Here's what Harvard students learn about how to create an environment where innovation thrives.

7 Essential Lessons From The Harvard Innovation Lab

©Harvard Innovation Lab

Actualizado 15 | 04 | 2016 12:33

Jodi Goldstein knows a thing or two about innovation. With more than 20 years’ experience as a high-tech entrepreneur and investor with a focus on consumer technology and a stint as a venture capitalist, she’s held leadership posts at several startups, including PlanetAll, a social networking site that sold to Amazon in 1998 for more than $100 million.

Now, she heads up the Harvard Innovation Lab (I-lab), a collaboration and education space launched in 2011 to help develop students’ interest in entrepreneurship and innovation. A Harvard MBA herself, it’s her job to get students to develop bold creative ideas and bring them to fruition. She uses a cross-disciplinary approach—her bosses are the deans of all 12 schools within the university, so no pressure there—to foster new ways of thinking.

«The diversity of ideas is pretty profound,» she says. Current I-lab entrepreneurs are working on projects that range from creating snack foods from insects toimproving the lives of those in the military. The lab has been the incubator for more than 600 startups since its launch.
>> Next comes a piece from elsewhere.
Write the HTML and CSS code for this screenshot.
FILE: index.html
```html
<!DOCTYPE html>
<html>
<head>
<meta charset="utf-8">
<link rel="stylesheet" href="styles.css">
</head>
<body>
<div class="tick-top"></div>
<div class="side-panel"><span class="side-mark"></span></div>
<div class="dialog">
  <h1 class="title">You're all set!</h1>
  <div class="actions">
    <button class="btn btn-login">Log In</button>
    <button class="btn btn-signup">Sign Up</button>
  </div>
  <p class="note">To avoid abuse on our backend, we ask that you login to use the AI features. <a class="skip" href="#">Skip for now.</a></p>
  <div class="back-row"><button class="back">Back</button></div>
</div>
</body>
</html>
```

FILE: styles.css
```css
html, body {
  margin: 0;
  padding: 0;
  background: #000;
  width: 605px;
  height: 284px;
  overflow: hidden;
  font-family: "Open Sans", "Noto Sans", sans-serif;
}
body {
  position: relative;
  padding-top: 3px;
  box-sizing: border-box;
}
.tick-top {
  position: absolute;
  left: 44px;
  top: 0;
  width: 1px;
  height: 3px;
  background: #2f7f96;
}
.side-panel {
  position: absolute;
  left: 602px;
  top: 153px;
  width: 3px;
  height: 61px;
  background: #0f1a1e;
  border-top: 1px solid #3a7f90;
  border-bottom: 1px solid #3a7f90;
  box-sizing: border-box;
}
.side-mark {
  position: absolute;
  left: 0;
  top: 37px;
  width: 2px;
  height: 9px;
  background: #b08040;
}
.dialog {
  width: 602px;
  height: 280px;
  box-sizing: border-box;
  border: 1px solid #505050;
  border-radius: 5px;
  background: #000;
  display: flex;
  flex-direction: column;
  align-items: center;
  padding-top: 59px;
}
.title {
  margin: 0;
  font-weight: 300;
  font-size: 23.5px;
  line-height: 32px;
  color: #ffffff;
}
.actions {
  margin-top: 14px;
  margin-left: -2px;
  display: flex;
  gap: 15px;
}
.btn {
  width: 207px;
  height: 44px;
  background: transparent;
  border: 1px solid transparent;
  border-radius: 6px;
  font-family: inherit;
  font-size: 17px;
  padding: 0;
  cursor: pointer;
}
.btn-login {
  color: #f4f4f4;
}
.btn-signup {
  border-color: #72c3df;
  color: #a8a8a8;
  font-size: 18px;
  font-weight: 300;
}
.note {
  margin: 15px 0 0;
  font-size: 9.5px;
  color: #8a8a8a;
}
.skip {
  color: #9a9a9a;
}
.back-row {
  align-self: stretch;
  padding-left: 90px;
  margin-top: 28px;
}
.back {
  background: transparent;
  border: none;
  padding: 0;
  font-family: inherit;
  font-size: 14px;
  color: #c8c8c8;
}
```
Over the years, Goldstein has learned some important lessons about how to create an environment where innovation thrives. Here are seven essentials.

BE A SPONGE

Innovators are intellectually curious and thrive on absorbing new information that may help their ideas. The I-lab holds regular programming and has a mentoring program to help innovators learn as much as they want to learn. Even if you don’t have the benefit of the I-lab, continually seeking out the information you need and people who can teach you essential skills and information is an important part of being innovative, she says.

NARROW IS A GOOD PLACE TO START

Big ideas are great, but most of us have limited resources. Trying to be the next Amazon or Google right out of the gate is going to lead to burnout and frustration. Instead, try a more focused approach and grow from there, she says. If you want to lay the groundwork for a big idea, focus on developing one segment of it until it has strong roots. «Pick a vertical. Pick a focus area. Keep it simple,» she says.

COMPETITION IS GOOD

Whether it’s in the marketplace or between peers, competition can create a sense of urgency and motivation that can spur innovation. Goldstein tells her students that finding a competitor already in the marketplace is a sign that someone else has looked into the idea and found a market for it. To succeed, they just have to do it better.
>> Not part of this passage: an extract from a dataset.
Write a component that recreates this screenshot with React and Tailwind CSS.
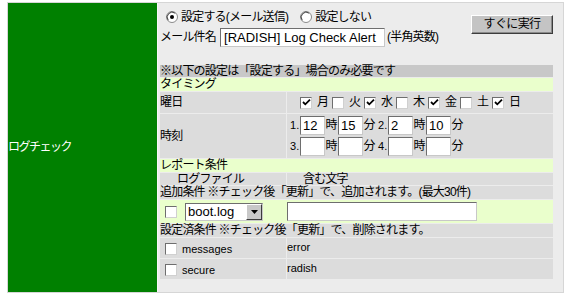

The I-lab also holds challenges where students are given a problem in the world and form teams to come up with solutions. That kind of creative exercise and working with teammates in a competitive environment can develop problem-solving skills that help innovative thinking, she says.

IDEAS ARE GREAT—BUT EXECUTION IS WHAT MATTERS

Many people can come up with a good idea. However, from the team you assemble to how your product or service will be formed, marketed, and delivered, the real opportunity for innovation lies in how you make it happen, Goldstein says.

SPEND TIME WITH PEOPLE WHO ARE DIFFERENT FROM YOU

«A diversity of backgrounds and experiences is absolutely critical,» she says. If you have a group of people who all have the same experiences, viewpoints, and backgrounds, you’re limiting the potential for innovation. The I-lab’s cross-disciplinary approach brings together people who may never have met, she says. A student with a public policy background may be working with a PhD in chemistry or a law school student. I-lab founders often say they never would have come up with their ideas or ventures if they hadn’t met people who thought differently than they did, Goldstein says.

GETTING BETTER IS MESSY

People who go to Harvard are not really used to failing, Goldstein says. She encourages them to get over it. Being creative and innovative means that you’re going to try many things that don’t work. You have to develop prototypes that aren’t right and try approaches that bomb before you get to the combination that works, she says. If you get your feelings hurt or throw in the towel because your first iteration was truly awful, you’re not going to be able to free yourself to be truly innovative.

«We do a lot around here around design thinking and human-centered design, testing early ideas with customers, really giving them the opportunity to fail fast before you spend six months or a year building a product that no one wants to buy. We work with them quite a bit on that,» she says.

INNOVATION ISN’T LIGHTNING—IT’S SIMMERING

When Goldstein brings in founders to speak with students, she doesn’t want them to share the «happily ever after» version of their stories—she wants to hear about what went wrong and how they handled it. You learn more from mistakes—and from hearing about mistakes—than from successes. She wants her students to know that the stories of «overnight successes» are often predicated by long periods of frustration and attempts at innovation.

«We all know too well that [immediate success] is the exception, not the rule. That’s what you end up hearing about, but that’s not reality. It’s a long slog, and it takes a lot longer than they think it’s going to be,» she says.